The toporouter as described in in the PhD thesis of Tal Dayan from 1997
assumes that there is an empty area for routing, which is only
restricted by the size of pads and pins. So each already existing trace
is a problem. OK, we may solve that, a trace around a pin virtually
increases the size of that pin. But the strength of that toporouter is a
sophisticated ordering of nets, and that is strongly restricted when you
let it route only subsets of nets. As I already said, the thesis is more
concerned with chip design. In that area generally more space is
available, because there are no large pads and pins which occupy much
area and can even build barriers. Routing of PCB with more than 2 planes
is closer to the thesis generally, but I think our target is mainly 2
plans.

Generally, not all is really described fine in that thesis. There are
interesting ideas, and the layer assignment is described in detail.
Other points are described only in a theoretical way. So there is much
room for better understanding the ideas in the thesis and for optimizing
the router. Generally it is possible to transfer the curved traces into
straight lines, that is covered in a related diploma thesis. They did it
when they have to postprocess the layout with other tools, or when tools
in production do not accept curved traces. In that thesis also
backtracking is mentioned, I had no idea how to really implement that.

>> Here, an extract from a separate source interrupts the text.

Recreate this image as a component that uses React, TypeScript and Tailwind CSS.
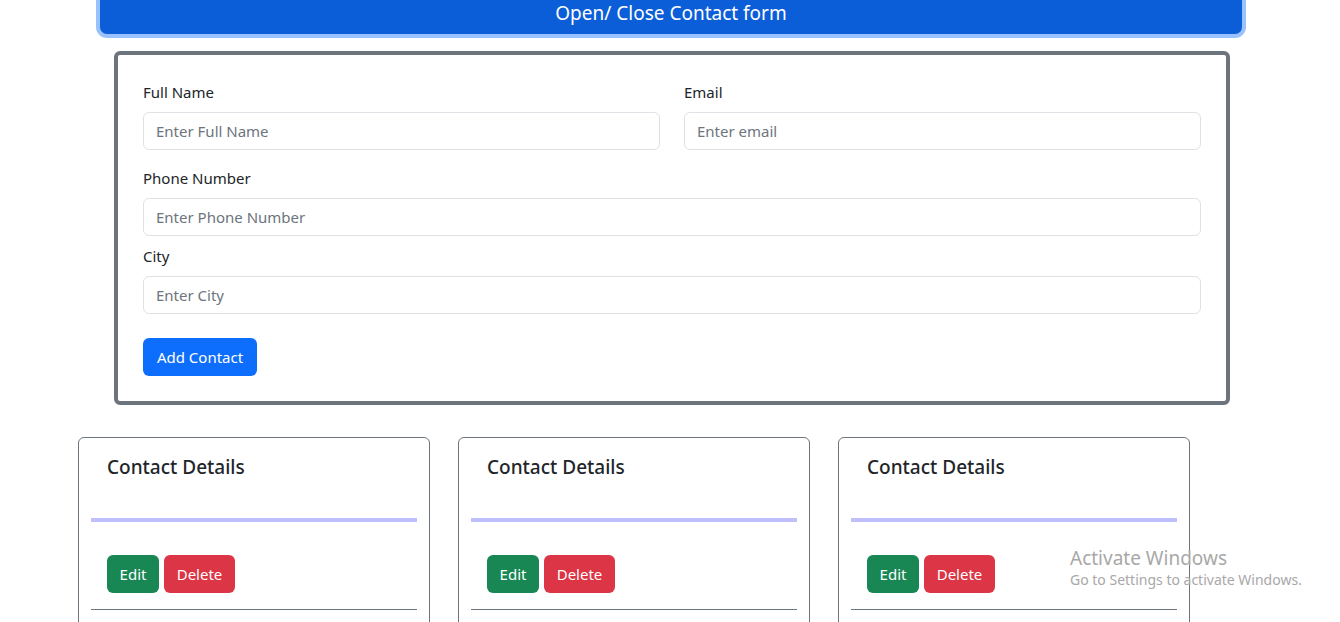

Generally I think that a toporouter is even helpful for manually
routing: A partly toporouted board is a much better guide for manually
routing than a rats net. Just put the curved traces in unused
intermediate layers (gray) and reroute manually what you like. 

I have discovered yesterday that the Ruby glue code for CGAL's
apollonius graph is still missing on my page, I will add it in the next
few days, then you can experiment with the router yourself.